Thomas Jefferson did not like Napoleon, Brookhiser said, and the emperor ended the third president's warmth toward the French Revolution.
"He is very alarmed by Napoleonic France getting Louisiana from Spain. As are all Americans. We are terrified of that. And there's a moment when Jefferson -- who is one of the great Anglophobes of American history -- says: We will have to ally ourselves with Britain to get them out of New Orleans and off the Mississippi River. This is just before Napoleon changes his mind and decides to sell (the Louisiana territory) to us (in 1803)."
The Napoleonic threat in the New World does not materialize, Brookhiser said, because Napoleon's army "is consumed in Haiti. They all get yellow fever. Toussaint L'Ouverture. It all melts away. Napoleon was thinking of an American empire but then thought: That's not working out. Let's get rid of it."
Brookhiser and Srodes were asked what the American founders would say about the constitutional convention on the future of Europe, which convened on Feb. 28 in Strasbourg, France, under the chairmanship of former French president Valery Giscard d'Estaing.

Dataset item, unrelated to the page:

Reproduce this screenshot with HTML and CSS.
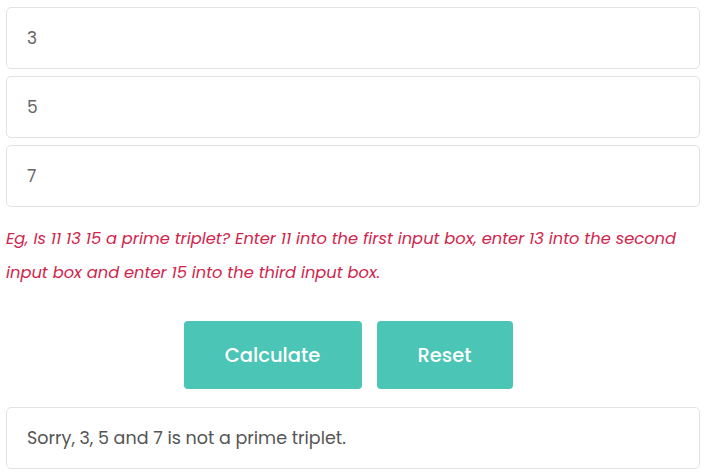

"I think they were realistic enough to not attend Strasbourg," Brookhiser replied. "They would say, 'This is fantastic. You guys haven't fought a revolution against anybody. The last war you all fought was against each other. What do you think you're having a country for? This is crazy! I think they would be absolutely baffled by it. Nonplussed."
Srodes said Franklin first would have acknowledged the French monarchy's essential contribution to the success of the American War for Independence. Beyond that, Srodes said, Franklin would have pointed out that one of the reasons the Americans won the Revolutionary War was that its economic community was already functioning and that prosperity was in the offing "if we could just get our act together." Srodes said Franklin would have suggested that Europe get its economic situation straightened out before decreeing political structures.